Em mensagem por vídeo aos participantes no evento, a presidente Dilma Rousseff (PT) afirmou que os governos de esquerda do continente “não se refugiam em um nacionalismo estreito” e buscam a integração regional. A presidente falou ainda dos protestos que desde junho têm tomado as ruas do país. “Meu governo e meu partido entenderam rapidamente o recado das ruas”, disse Dilma, que completou: “Não pediram a volta ao passado, pediram sim o avanço para um futuro de mais direitos, mais conquistas sociais”.

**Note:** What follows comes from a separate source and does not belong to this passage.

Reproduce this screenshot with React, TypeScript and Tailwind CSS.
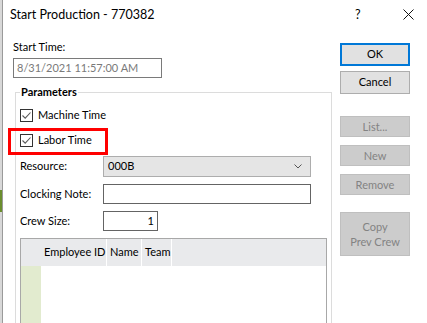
import React from "react";

const font = { fontFamily: 'Lato, "Noto Sans", sans-serif' };

function Check() {
  return (
    <span className="w-[13px] h-[13px] border border-[#333333] bg-white flex items-center justify-center shrink-0">
      <svg width="11" height="11" viewBox="0 0 11 11">
        <path d="M1.5 5.5 L4.2 8.2 L9.5 2.5" fill="none" stroke="#5a5a5a" strokeWidth="1.1" />
      </svg>
    </span>
  );
}

function DisabledBtn({ children, h = "h-[21px]" }: { children: React.ReactNode; h?: string }) {
  return (
    <div className={`w-[70px] ${h} shrink-0 bg-[#cccccc] border border-[#bfbfbf] text-[#838383] flex items-center justify-center text-center leading-[15px]`}>
      {children}
    </div>
  );
}

export default function App() {
  return (
    <div className="relative w-[427px] h-[323px] overflow-hidden bg-white flex text-[11px] text-black" style={font}>
      {/* background window sliver */}
      <div className="w-[3px] h-full shrink-0 bg-[#d8d8d8] border-r border-[#9a9a9a] flex flex-col">
        <div className="h-[190px] shrink-0" />
        <div className="h-[22px] shrink-0 bg-[#6b8e2e]" />
      </div>

      <div className="flex-1 flex flex-col min-h-0 overflow-hidden">
        {/* title bar */}
        <div className="h-[30px] shrink-0 flex items-center pl-[7px] relative text-[12.5px]">
          <span className="leading-[14px]">Start Production - 770382</span>
          <span className="absolute left-[352px] top-[8px] leading-[14px]">?</span>
          <svg className="absolute left-[400px] top-[9px]" width="11" height="11" viewBox="0 0 11 11">
            <path d="M0.5 0.5 L10.5 10.5 M10.5 0.5 L0.5 10.5" stroke="#111" strokeWidth="1" />
          </svg>
        </div>

        {/* body */}
        <div className="flex flex-1 min-h-0 items-start">
          {/* left column */}
          <div className="ml-[10px] w-[319px] shrink-0 flex flex-col">
            <div className="mt-[10px] leading-[14px] shrink-0">Start Time:</div>
            <div className="mt-[4px] shrink-0 w-[149px] h-[20px] border border-[#7a7a7a] flex items-center pl-[3px] text-[#7a7a7a]">
              8/31/2021 11:57:00 AM
            </div>

            <fieldset className="mt-[7px] ml-[2px] w-[317px] h-[260px] shrink-0 border border-[#dcdcdc]">
              <legend className="ml-[4px] px-[1px] font-bold leading-[14px]">Parameters</legend>
              <div className="pl-[4px] flex flex-col">
                <div className="mt-[8px] h-[16px] shrink-0 flex items-center gap-[5px]">
                  <Check />
                  <span>Machine Time</span>
                </div>
                <div className="mt-[9px] h-[16px] shrink-0 flex items-center gap-[5px]">
                  <Check />
                  <span>Labor Time</span>
                </div>
                <div className="mt-[8px] shrink-0 flex items-center">
                  <span className="w-[83px]">Resource:</span>
                  <div className="w-[208px] h-[21px] bg-[#e5e5e5] border border-[#adadad] flex items-center pl-[4px] justify-between pr-[8px]">
                    <span>000B</span>
                    <svg width="8" height="5" viewBox="0 0 8 5">
                      <path d="M0.5 0.5 L4 4 L7.5 0.5" fill="none" stroke="#555" strokeWidth="1" />
                    </svg>
                  </div>
                </div>
                <div className="mt-[7px] shrink-0 flex items-center">
                  <span className="w-[83px]">Clocking Note:</span>
                  <div className="w-[208px] h-[20px] border border-[#646464] bg-white" />
                </div>
                <div className="mt-[7px] shrink-0 flex items-center">
                  <span className="w-[83px]">Crew Size:</span>
                  <div className="w-[55px] h-[20px] border border-[#646464] bg-white flex items-center justify-end pr-[3px]">1</div>
                </div>

                {/* grid */}
                <div className="mt-[7px] shrink-0 w-[307px] h-[100px] border border-[#a8a8a8] flex flex-col">
                  <div className="h-[27px] shrink-0 bg-[#e9eaec] flex whitespace-nowrap">
                    <div className="w-[20px]" />
                    <div className="w-[66px] border-r border-white pl-[3px] flex items-center">Employee ID</div>
                    <div className="w-[35px] border-r border-white pl-[3px] flex items-center">Name</div>
                    <div className="w-[30px] border-r border-white pl-[3px] flex items-center">Team</div>
                  </div>
                  <div className="flex-1 flex">
                    <div className="w-[20px] bg-[#e2ebcf]" />
                    <div className="flex-1 bg-white" />
                  </div>
                </div>
              </div>
            </fieldset>
          </div>

          {/* right column */}
          <div className="ml-[8px] shrink-0 flex flex-col">
            <div className="mt-[13px] shrink-0 w-[70px] h-[23px] bg-[#e1e1e1] border-2 border-[#0078d7] flex items-center justify-center">OK</div>
            <div className="mt-[5px] shrink-0 w-[70px] h-[23px] bg-[#e1e1e1] border border-[#adadad] flex items-center justify-center">Cancel</div>
            <div className="mt-[22px]"><DisabledBtn>List...</DisabledBtn></div>
            <div className="mt-[8px]"><DisabledBtn>New</DisabledBtn></div>
            <div className="mt-[8px]"><DisabledBtn>Remove</DisabledBtn></div>
            <div className="mt-[17px]">
              <DisabledBtn h="h-[44px]">
                <span>Copy<br />Prev Crew</span>
              </DisabledBtn>
            </div>
          </div>
        </div>
      </div>

      {/* annotation highlight */}
      <div className="absolute left-[8px] top-[128px] w-[100px] h-[27px] border-[3px] border-[#ff0000]" />
    </div>
  );
}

Dilma afirmou que os partidos e dirigentes de entidades e governos de esquerda da América Latina chegaram ao Brasil para o Foro “em um momento em que o país viveu e ainda vive mobilizações sociais de importância”.
O atual contexto, segundo ela, demanda mudanças que contribuam para dar maior representatividade e credibilidade a governos e partidos.

Dilma disse que os governos petistas se comprometem com o desenvolvimento do continente e que o mesmo compromisso seria visto nos governos de esquerda. “Todos os condutores das grandes transformações em nossa região chegaram aos nossos países por meios absolutamente livres, democráticos e com ampla participação popular. Nossos governos democráticos e populares têm sido firmes igualmente na defesa da soberania nacional. Mas não se refugiaram em um nacionalismo estreito. Ao contrário, impulsionaram como nunca a integração continental”, disse Dilma.

Apesar de a abertura oficial do Foro de São Paulo ter sido na noite desta sexta, o evento acontece na capital paulista desde segunda-feira, quando começou um curso de formação política. O encerramento será neste domingo, 4 de agosto, e contará com a presença do presidente boliviano, Evo Morales.